После того как российская армия ушла из Кенигсберга, Кант избавился от своего субалтерного молчания. Наряду со знаменитыми «Критиками» он создал проект вечного мира (1795), утопический проект будущей федерации народов, далеких и близких, основанный на запрете захватывать территории друг друга. Эта прогрессивная идея приобрела популярность в России начала XIX века. В 1813 году Сергей Уваров, будущий министр просвещения, переписал утопию Канта как проект переустройства Европы после Наполеоновских войн, с Россией во главе нового союза империй (Майофис 2008: 74). Несмотря на связи Уварова, его трактат не имел успеха ни при дворе, ни у союзников. Кант писал, что вечный мир станет возможен, только когда все государства станут республиками; до этого, думали в Петербурге, очень далеко. Мир в Европе был реален, когда основывался не на утопической федерации, а на балансе сил; но этот британский принцип чаще всего не нравился российским правителям.
С приходом современности сила государства стала зависеть не только от его размеров и ресурсов, но от знаний и творчества народа. В 1786 году Кант опубликовал эссе «Предполагаемое начало человеческой истории», в котором под видом комментария на Книгу Бытия скрывались размышления о войне и мире. Ближе к концу эссе Кант отказывается от шифра и признает, что речь идет не только об Адаме и Ное, но и о современных ему событиях:
Опасность войны еще и теперь единственная узда, сдерживающая деспотизм; для того чтобы государство теперь было сильным, требуется богатство, а без свободы не может развиваться деятельность, создающая богатства (1994: 8/84 – 85).
Власть суверена зависит от военной мощи государства, а та зависит от свободы подданных: без свободы не может развиваться деятельность и промышленность. Деспоты нуждаются в творчестве подданных, создающих «секретные гаубицы» и тому подобные новации, и только поэтому они ограничивают собственный деспотизм. Война и приготовления к войне несут народам величайшие бедствия, писал Кант; «на это тратятся все силы государства, все плоды его культуры». Хуже того, «свободе наносятся… величайшие удары» в силу «материнской заботливости государства», которая оправдывается «интересами внешней безопасности». Однако, спрашивает Кант,
…разве пользовалось бы население той долей свободы, которая, хотя и при весьма ограничительных законах, все-таки остается, если бы эта вечно угрожающая война не вынуждала верховных правителей государств к уважению человечества? (1994: 8/84 – 85).
Заботясь о внешней безопасности, деспот ослабляет внутренний контроль и «материнскую заботливость», потому что только так он может получить продуктивную работу от своих подданных.
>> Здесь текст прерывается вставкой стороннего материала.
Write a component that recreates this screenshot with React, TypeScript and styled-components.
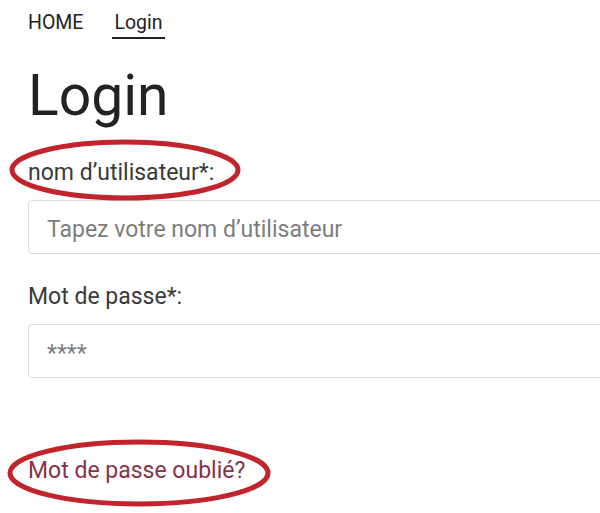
import React from "react";
import styled, { createGlobalStyle } from "styled-components";

const Global = createGlobalStyle`
  html, body { margin: 0; padding: 0; background: #fff; }
  body { font-family: Roboto, "Liberation Sans", Arial, sans-serif; color: #222; }
`;

const Page = styled.div`
  padding: 11px 0 30px 28px;
  width: 600px;
  box-sizing: border-box;
  overflow: hidden;
`;

const Nav = styled.nav`
  display: flex;
  gap: 31px;
  align-items: flex-start;
`;

const NavItem = styled.a<{ $active?: boolean }>`
  font-size: 19.5px;
  line-height: 24px;
  color: #222;
  text-decoration: none;
  padding-bottom: 2px;
  border-bottom: 2px solid ${(p) => (p.$active ? "#222" : "transparent")};
  margin-left: ${(p) => (p.$active ? "-2px" : "0")};
  padding-left: ${(p) => (p.$active ? "2px" : "0")};
  padding-right: ${(p) => (p.$active ? "2px" : "0")};
`;

const Title = styled.h1`
  margin: 28px 0 0;
  font-size: 57px;
  font-weight: 400;
  line-height: 57px;
  color: #222;
`;

const Field = styled.div<{ $top: number }>`
  margin-top: ${(p) => p.$top}px;
  display: flex;
  flex-direction: column;
  gap: 14px;
  align-items: flex-start;
`;

const Marked = styled.span`
  position: relative;
  display: inline-block;
`;

const Label = styled.label`
  font-size: 23px;
  line-height: 26px;
  color: #3a3a3a;
`;

const Input = styled.input`
  box-sizing: border-box;
  width: 620px;
  height: 54px;
  border: 1px solid #dcdcdc;
  border-radius: 4px;
  padding: 4px 18px 0;
  font-family: Roboto, "Liberation Sans", Arial, sans-serif;
  font-size: 23px;
  color: #333;
  background: #fff;
  outline: none;
  &::placeholder { color: #7d7d7d; }
`;

const Link = styled.a`
  display: inline-block;
  font-size: 23px;
  line-height: 26px;
  color: #873347;
  text-decoration: none;
`;

const LinkRow = styled.div`
  margin-top: 80px;
`;

const Ring = styled.svg<{ $left: number; $top: number }>`
  position: absolute;
  left: ${(p) => p.$left}px;
  top: ${(p) => p.$top}px;
  overflow: visible;
  pointer-events: none;
`;

function Circle({ w, h, left, top }: { w: number; h: number; left: number; top: number }) {
  return (
    <Ring $left={left} $top={top} width={w} height={h} viewBox={`0 0 ${w} ${h}`}>
      <ellipse cx={w / 2} cy={h / 2} rx={w / 2 - 3} ry={h / 2 - 3} fill="none" stroke="#c2242d" strokeWidth={5} />
    </Ring>
  );
}

export default function App() {
  return (
    <>
      <Global />
      <Page>
        <Nav>
          <NavItem href="#">HOME</NavItem>
          <NavItem href="#" $active>Login</NavItem>
        </Nav>
        <Title>Login</Title>
        <Field $top={36}>
          <Marked>
            <Label>nom d’utilisateur*:</Label>
            <Circle w={232} h={62} left={-19} top={-21} />
          </Marked>
          <Input placeholder="Tapez votre nom d’utilisateur" />
        </Field>
        <Field $top={30}>
          <Label>Mot de passe*:</Label>
          <Input type="password" placeholder="****" />
        </Field>
        <LinkRow>
          <Marked>
            <Link href="#">Mot de passe oublié?</Link>
            <Circle w={264} h={68} left={-21} top={-19} />
          </Marked>
        </LinkRow>
      </Page>
    </>
  );
}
Воюя и готовясь к войне, просвещенный деспот, такой как Фридрих и Екатерина, поддерживал и шпицрутены, и университетские кафедры: он нуждался в обоих, чтобы победить или хотя бы остаться у власти. В те времена, как и в нынешние, затраты на таких людей, как Болотов, – ученых, инженеров, переводчиков – оправдывались более всего их необходимостью для военных усилий. Без свободы нет знания, без знания нет успеха, и потому война оказывается «единственной уздой, сдерживающей деспотизм». В конце концов, однако, деспота ждет возмездие от создателя его лучшего оружия: обладая наибольшей свободой, тот захочет разделить ее с другими. Эта мысль отлично подходит к событиям холодной войны ХХ века. Арендт страстно защищала советских диссидентов и прожила достаточно долго, чтобы узнать об Андрее Сахарове; согласилась ли бы она с таким прочтением Канта?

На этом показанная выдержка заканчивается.